But mixed media and collage artist Toots Magsino would have you know that life’s vulnerabilities aren’t always as bad as they seem to be if you’ve got the right tools to deal them with. For Magsino, the tools have always been art and her inextinguishable passion for it.
Last month, Magsino audaciously bared her heart and soul through an exhibit at the Ayala Museum titled “Between Episodes.” She tells us that she was supposed to have a show in 2008 at the same space but cancelled it due to the repercussions of the condition she has been struggling with now for almost 20 years.
In her exhibition notes, Magsino writes, “To those who know me well, the exhibition is self-explanatory. But for many who don’t, let me tell you something about myself. I am bipolar… Though I’ve benefited from some of its creative highs, I’ve always paid for them dearly with some of the most debilitating lows. To this day, it remains a constant challenge to accept and make the most of the cards I have been dealt.”

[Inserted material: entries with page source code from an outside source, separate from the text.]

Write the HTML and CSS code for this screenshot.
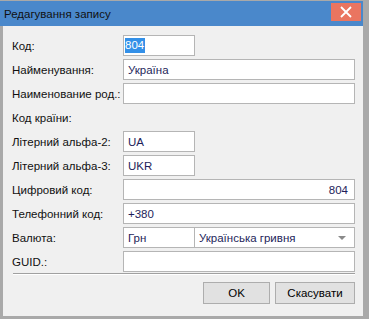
FILE: index.html
```html
<!DOCTYPE html>
<html lang="uk">
<head>
    <meta charset="UTF-8">
    <title>Редагування запису</title>
    <link rel="stylesheet" href="styles.css">
</head>
<body>
    <div class="dialog">
        <div class="titlebar">
            <span class="title">Редагування запису</span>
            <button class="close" aria-label="Закрити">
                <svg width="12" height="12" viewBox="0 0 12 12">
                    <path d="M1 1 L11 11 M11 1 L1 11" stroke="#fff" stroke-width="1.8" fill="none"/>
                </svg>
            </button>
        </div>

        <div class="content">
            <div class="form">
                <span class="label">Код:</span>
                <div class="field small"><span class="selected">804</span></div>

                <span class="label">Найменування:</span>
                <div class="field">Україна</div>

                <span class="label">Наименование род.:</span>
                <div class="field"></div>

                <span class="label span2">Код країни:</span>

                <span class="label">Літерний альфа-2:</span>
                <div class="field small">UA</div>

                <span class="label">Літерний альфа-3:</span>
                <div class="field small">UKR</div>

                <span class="label">Цифровий код:</span>
                <div class="field num">804</div>

                <span class="label">Телефонний код:</span>
                <div class="field">+380</div>

                <span class="label">Валюта:</span>
                <div class="pair">
                    <div class="field small">Грн</div>
                    <div class="field combo">
                        <span>Українська гривня</span>
                        <span class="arrow"></span>
                    </div>
                </div>

                <span class="label">GUID.:</span>
                <div class="field"></div>
            </div>

            <div class="separator"></div>

            <div class="buttons">
                <button class="btn ok">OK</button>
                <button class="btn cancel">Скасувати</button>
            </div>
        </div>
    </div>
</body>
</html>
```

FILE: styles.css
```css
body {
    margin: 0;
    width: 369px;
    height: 319px;
    background-color: #a9a9a9;
    font-family: 'Liberation Sans', Arial, sans-serif;
    font-size: 11.5px;
    color: #000;
    overflow: hidden;
}
.dialog {
    margin: 1px 0 0 3px;
    width: 360px;
    height: 315px;
    background-color: #f0f0f0;
    display: flex;
    flex-direction: column;
}
.titlebar {
    height: 25px;
    background-color: #4a88cb;
    display: flex;
    align-items: center;
    justify-content: space-between;
    padding: 0 2px 0 4px;
    margin-left: -3px;
    flex-shrink: 0;
}
.title {
    color: #111;
    font-size: 11.5px;
}
.close {
    width: 30px;
    height: 18px;
    margin-top: -3px;
    border: none;
    padding: 0;
    background-color: #ea7560;
    display: flex;
    align-items: center;
    justify-content: center;
}
.content {
    padding: 9px 8px 0 9px;
}
.form {
    display: grid;
    grid-template-columns: 111px 1fr;
    grid-auto-rows: 21px;
    row-gap: 3px;
    align-items: center;
}
.label {
    white-space: nowrap;
    color: #111;
}
.span2 {
    grid-column: 1 / 3;
}
.field {
    height: 21px;
    box-sizing: border-box;
    border: 1px solid #b5b5b5;
    background-color: #fff;
    color: #1e1e5a;
    padding: 0 4px;
    display: flex;
    align-items: center;
    white-space: nowrap;
}
.small {
    width: 72px;
}
.num {
    justify-content: flex-end;
    padding-right: 6px;
}
.selected {
    background-color: #3390e8;
    color: #fff;
    padding: 1px 1px 2px 0;
    margin-left: -3px;
}
.pair {
    display: flex;
}
.combo {
    flex: 1;
    margin-left: -1px;
    justify-content: space-between;
    padding-right: 8px;
}
.arrow {
    width: 0;
    height: 0;
    border-left: 4px solid transparent;
    border-right: 4px solid transparent;
    border-top: 4px solid #8a8a8a;
}
.separator {
    margin: 1px 0 0 1px;
    height: 1px;
    background-color: #a0a0a0;
    border-bottom: 1px solid #fff;
}
.buttons {
    display: flex;
    justify-content: flex-end;
    gap: 5px;
    margin-top: 7px;
}
.btn {
    height: 22px;
    box-sizing: border-box;
    border: 1px solid #adadad;
    background-color: #e1e1e1;
    font-family: 'Liberation Sans', Arial, sans-serif;
    font-size: 11.5px;
    color: #000;
    padding: 0;
}
.ok {
    width: 67px;
}
.cancel {
    width: 80px;
}
```
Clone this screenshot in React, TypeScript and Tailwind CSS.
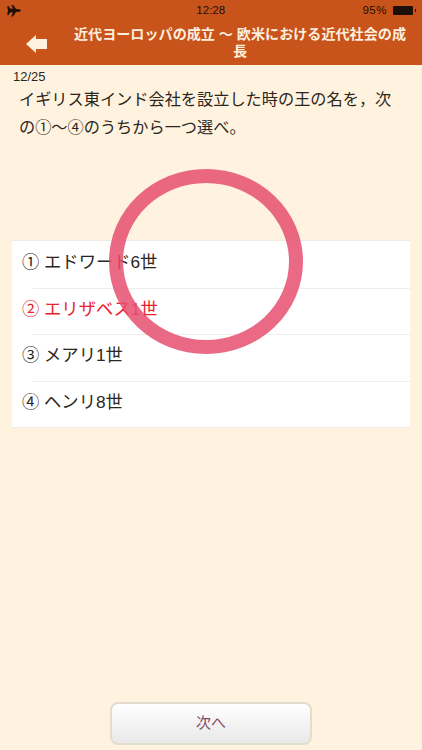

Over glasses of pulpy orange juice, crostini with artichoke spread, and palitaw, Magsino tells us how she had to come to Manila after 13 years in New York because of her condition. She shares, “What was good about it is that it forced me to think about being in Manila. And also, it’s good to have family when you have this condition, and my family has seen me through all of these already. I guess the hard part is waiting because you’ll never know when you’re going to snap out of it.”
There are over 30 mixed media works in Magsino’s recent exhibit. All of them, Magsino says, were created during two major bipolar episodes. The pieces—done in various media such photo transfer, photo silkscreen calligraphy, acrylic, watercolor, wood, antique wooden frame, fluid acrylic, modeling paste, assemblage, text acetate, and wax seal among others—all bear Magsino’s stylistic leanings towards the intimate, the quaint, the introspective, and the quiet.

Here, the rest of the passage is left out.